— Start of ENTRIES SUPPLIED —
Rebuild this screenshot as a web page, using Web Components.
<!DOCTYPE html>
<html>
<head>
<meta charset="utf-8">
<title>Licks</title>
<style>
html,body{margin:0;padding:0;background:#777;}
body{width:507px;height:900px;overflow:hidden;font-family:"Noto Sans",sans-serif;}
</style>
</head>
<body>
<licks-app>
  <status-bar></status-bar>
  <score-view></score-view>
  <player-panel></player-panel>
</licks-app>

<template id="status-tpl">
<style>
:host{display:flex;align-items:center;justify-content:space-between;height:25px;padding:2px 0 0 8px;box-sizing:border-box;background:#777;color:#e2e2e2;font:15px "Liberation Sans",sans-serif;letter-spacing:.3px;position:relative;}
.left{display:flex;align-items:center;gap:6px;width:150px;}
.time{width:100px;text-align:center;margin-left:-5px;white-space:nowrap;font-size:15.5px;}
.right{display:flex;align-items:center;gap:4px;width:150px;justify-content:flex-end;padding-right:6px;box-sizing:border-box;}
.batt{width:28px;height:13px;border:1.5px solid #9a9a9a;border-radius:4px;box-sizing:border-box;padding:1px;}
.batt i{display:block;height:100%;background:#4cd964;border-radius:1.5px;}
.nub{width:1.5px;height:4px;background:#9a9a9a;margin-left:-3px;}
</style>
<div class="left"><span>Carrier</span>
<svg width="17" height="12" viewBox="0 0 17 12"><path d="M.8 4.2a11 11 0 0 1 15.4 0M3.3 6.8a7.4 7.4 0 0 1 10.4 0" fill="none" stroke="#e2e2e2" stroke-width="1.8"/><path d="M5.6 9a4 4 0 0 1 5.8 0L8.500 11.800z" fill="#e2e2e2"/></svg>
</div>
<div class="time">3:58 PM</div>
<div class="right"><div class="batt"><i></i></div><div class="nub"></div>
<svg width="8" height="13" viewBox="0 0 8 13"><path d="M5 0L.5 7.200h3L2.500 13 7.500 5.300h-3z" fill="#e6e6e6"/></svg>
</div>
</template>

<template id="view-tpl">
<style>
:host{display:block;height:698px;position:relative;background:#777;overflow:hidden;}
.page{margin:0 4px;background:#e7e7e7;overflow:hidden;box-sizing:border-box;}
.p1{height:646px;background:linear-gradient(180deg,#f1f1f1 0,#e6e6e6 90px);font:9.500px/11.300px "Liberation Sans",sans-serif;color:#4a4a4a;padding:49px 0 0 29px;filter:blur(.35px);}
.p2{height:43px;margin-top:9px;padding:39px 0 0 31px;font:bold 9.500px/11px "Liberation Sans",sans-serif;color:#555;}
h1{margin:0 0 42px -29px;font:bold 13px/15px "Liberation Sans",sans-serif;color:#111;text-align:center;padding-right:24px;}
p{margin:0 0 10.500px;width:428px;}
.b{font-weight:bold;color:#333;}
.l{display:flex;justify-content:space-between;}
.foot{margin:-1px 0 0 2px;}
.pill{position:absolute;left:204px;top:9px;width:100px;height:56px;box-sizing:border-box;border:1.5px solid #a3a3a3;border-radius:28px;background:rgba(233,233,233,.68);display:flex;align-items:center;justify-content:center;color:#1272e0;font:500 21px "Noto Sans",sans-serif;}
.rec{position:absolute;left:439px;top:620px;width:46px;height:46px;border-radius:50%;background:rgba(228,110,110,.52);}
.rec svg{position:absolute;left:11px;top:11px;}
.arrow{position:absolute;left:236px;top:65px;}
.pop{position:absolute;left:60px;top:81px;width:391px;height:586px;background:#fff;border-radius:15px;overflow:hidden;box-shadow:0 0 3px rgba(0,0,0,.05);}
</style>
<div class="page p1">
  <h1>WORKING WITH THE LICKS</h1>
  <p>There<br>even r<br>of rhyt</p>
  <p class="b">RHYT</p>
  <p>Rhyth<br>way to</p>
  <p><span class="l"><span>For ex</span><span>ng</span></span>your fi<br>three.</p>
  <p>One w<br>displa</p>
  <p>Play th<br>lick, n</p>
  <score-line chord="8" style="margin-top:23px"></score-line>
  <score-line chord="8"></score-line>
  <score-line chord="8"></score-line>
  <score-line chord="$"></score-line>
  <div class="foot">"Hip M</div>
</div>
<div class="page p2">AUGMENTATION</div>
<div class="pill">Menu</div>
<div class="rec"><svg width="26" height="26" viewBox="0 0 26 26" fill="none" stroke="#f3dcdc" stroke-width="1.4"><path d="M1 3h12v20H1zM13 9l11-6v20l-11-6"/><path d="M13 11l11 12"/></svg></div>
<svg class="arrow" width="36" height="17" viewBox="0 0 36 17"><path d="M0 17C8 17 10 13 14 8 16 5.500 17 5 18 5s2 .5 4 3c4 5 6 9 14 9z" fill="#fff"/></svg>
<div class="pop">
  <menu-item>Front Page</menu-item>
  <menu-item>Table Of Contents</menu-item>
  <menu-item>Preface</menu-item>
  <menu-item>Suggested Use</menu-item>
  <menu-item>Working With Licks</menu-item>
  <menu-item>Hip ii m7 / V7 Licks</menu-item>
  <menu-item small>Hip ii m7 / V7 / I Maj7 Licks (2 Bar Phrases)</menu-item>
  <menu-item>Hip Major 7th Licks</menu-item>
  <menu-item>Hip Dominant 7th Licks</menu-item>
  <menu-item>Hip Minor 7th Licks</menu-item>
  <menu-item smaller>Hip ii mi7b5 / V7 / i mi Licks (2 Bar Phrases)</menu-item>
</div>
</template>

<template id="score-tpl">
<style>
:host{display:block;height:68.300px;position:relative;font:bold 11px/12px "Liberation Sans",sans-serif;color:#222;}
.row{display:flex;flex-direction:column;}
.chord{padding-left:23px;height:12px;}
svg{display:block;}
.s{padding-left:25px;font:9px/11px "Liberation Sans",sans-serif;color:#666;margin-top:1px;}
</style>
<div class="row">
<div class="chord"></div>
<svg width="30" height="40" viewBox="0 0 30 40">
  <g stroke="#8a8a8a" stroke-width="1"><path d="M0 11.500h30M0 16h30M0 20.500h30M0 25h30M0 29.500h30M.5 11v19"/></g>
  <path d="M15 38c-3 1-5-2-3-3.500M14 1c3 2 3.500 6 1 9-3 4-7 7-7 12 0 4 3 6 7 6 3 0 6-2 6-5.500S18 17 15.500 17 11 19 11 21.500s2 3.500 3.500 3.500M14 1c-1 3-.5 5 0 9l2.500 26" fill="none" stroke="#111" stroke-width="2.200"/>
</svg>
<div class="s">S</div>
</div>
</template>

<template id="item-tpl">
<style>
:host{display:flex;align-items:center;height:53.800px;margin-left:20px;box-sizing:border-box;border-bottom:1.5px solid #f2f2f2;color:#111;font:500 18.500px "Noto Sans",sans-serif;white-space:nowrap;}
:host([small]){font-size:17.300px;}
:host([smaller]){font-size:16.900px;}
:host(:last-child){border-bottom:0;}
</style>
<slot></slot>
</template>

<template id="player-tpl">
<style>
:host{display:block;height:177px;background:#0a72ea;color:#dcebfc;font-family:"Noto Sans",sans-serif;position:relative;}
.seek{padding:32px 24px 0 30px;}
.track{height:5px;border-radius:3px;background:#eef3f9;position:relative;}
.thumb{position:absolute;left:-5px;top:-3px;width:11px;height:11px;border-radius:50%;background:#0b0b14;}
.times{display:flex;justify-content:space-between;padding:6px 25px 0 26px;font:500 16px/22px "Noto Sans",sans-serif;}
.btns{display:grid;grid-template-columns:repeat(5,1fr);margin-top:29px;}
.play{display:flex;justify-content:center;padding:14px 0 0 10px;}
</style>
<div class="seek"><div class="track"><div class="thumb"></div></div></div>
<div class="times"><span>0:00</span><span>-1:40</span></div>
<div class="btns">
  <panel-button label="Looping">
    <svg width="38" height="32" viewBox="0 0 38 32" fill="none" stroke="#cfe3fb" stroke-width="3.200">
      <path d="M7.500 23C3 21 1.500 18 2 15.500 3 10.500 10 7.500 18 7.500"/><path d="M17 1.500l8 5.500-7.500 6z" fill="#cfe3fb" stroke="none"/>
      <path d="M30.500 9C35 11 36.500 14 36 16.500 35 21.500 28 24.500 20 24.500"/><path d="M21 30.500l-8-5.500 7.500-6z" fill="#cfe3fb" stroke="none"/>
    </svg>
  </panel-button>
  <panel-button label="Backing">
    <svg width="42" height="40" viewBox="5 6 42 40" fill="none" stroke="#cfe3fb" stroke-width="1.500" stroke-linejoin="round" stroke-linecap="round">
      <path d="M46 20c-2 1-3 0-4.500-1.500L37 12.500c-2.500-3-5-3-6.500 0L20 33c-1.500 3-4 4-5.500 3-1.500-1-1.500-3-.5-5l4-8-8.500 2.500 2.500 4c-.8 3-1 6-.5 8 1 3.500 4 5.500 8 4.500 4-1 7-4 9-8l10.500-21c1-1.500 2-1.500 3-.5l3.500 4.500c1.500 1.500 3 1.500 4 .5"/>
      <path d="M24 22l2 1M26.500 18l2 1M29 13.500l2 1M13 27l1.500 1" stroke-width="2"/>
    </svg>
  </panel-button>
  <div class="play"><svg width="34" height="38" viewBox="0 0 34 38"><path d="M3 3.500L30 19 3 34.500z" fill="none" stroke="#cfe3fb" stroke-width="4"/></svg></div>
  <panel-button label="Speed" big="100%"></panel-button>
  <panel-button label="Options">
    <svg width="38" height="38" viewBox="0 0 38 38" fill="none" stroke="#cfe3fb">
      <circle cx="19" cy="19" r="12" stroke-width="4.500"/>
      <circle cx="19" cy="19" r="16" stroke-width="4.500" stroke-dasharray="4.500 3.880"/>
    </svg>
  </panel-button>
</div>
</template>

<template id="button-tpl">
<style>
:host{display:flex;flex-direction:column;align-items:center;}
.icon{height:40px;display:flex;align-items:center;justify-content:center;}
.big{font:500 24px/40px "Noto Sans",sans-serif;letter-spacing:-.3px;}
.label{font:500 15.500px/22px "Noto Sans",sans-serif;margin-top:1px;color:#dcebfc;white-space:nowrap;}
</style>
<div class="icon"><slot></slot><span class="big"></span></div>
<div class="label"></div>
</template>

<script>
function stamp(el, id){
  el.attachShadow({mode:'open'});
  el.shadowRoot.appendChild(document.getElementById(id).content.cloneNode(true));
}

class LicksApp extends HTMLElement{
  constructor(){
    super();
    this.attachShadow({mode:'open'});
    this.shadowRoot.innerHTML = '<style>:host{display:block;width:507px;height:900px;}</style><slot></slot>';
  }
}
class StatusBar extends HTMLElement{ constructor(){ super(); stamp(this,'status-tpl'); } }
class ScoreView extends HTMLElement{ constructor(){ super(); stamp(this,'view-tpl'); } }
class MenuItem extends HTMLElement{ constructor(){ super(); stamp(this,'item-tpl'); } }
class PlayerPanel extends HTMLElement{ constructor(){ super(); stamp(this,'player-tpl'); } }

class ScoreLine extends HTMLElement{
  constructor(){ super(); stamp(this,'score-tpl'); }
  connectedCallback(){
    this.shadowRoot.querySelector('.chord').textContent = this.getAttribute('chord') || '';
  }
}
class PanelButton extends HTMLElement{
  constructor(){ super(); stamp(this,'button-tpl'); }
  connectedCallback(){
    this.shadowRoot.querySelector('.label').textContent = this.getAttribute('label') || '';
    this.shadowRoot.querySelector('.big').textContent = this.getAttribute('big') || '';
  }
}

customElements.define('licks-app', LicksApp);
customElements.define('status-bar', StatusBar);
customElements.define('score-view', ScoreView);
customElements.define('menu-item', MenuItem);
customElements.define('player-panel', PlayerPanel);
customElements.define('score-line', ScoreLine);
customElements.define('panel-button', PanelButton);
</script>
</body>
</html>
— End of ENTRIES SUPPLIED —
— Start of ENTRIES SUPPLIED —
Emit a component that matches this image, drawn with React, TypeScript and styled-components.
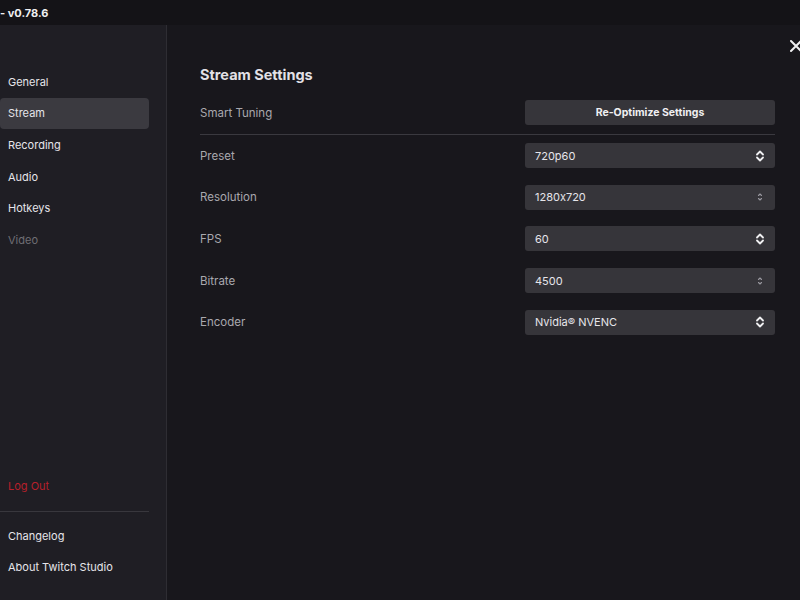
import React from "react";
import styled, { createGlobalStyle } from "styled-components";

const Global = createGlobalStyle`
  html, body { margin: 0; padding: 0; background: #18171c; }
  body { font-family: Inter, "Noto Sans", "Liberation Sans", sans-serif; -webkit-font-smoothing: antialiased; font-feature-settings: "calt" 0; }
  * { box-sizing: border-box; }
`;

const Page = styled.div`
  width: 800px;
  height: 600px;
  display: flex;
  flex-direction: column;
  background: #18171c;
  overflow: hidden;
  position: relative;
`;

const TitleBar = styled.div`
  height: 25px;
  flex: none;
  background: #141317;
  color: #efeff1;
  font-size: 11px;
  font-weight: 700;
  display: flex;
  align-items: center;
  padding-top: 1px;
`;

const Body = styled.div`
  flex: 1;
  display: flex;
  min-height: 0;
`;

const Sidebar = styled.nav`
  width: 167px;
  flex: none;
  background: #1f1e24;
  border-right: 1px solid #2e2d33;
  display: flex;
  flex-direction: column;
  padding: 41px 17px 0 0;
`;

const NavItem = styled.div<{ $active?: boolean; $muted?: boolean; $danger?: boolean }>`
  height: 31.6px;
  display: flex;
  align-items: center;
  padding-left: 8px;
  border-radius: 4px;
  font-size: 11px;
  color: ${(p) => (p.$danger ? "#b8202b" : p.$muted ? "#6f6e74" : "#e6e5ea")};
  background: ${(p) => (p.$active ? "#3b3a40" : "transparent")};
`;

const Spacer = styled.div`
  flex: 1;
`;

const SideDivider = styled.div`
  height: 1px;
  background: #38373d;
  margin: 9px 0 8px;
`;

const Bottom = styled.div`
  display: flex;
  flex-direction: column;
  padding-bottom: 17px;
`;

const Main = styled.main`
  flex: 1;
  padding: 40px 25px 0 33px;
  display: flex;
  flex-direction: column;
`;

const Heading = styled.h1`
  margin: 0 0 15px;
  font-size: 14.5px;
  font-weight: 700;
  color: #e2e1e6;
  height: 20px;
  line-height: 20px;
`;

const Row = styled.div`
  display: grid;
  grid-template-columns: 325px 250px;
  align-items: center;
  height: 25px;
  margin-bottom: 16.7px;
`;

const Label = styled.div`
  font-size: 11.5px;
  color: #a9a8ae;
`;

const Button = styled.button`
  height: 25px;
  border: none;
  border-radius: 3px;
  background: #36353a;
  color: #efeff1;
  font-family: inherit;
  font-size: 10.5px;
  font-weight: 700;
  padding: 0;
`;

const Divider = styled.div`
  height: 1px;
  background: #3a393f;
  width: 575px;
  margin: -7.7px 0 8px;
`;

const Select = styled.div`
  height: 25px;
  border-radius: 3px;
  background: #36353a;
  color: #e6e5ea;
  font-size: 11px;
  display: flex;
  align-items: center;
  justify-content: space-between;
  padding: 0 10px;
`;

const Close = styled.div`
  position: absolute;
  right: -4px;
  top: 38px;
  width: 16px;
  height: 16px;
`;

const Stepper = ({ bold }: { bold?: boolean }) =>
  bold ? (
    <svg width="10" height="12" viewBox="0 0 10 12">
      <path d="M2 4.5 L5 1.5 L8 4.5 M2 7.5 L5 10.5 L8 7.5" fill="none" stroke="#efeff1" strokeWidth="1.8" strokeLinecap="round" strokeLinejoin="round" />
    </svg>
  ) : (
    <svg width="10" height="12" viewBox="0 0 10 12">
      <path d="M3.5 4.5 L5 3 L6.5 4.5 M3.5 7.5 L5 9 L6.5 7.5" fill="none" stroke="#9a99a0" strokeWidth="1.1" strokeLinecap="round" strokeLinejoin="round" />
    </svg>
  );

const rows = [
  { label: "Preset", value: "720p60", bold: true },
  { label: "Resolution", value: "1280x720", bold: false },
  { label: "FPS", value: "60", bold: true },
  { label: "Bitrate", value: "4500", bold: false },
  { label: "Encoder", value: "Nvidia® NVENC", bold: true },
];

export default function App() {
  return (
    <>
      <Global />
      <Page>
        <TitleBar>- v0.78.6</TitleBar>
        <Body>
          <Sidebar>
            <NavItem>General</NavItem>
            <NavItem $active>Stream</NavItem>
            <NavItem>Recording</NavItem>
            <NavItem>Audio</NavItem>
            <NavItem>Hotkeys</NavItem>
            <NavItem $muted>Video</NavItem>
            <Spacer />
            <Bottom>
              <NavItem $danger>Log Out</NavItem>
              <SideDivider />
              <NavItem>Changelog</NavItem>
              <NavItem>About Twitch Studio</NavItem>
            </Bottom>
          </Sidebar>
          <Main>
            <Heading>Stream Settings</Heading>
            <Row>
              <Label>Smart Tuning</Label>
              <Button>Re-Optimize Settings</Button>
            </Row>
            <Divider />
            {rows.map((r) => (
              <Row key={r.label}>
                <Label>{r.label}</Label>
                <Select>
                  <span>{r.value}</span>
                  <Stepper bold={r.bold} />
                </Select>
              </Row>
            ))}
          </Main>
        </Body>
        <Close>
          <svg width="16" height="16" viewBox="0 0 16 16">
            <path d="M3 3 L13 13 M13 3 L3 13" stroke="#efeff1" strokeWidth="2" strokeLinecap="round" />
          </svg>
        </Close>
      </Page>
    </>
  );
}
— End of ENTRIES SUPPLIED —
Every line holding "React" should be copied out.

RESPONSE BELOW
Emit a component that matches this image, drawn with React, TypeScript and styled-components.
import React from "react";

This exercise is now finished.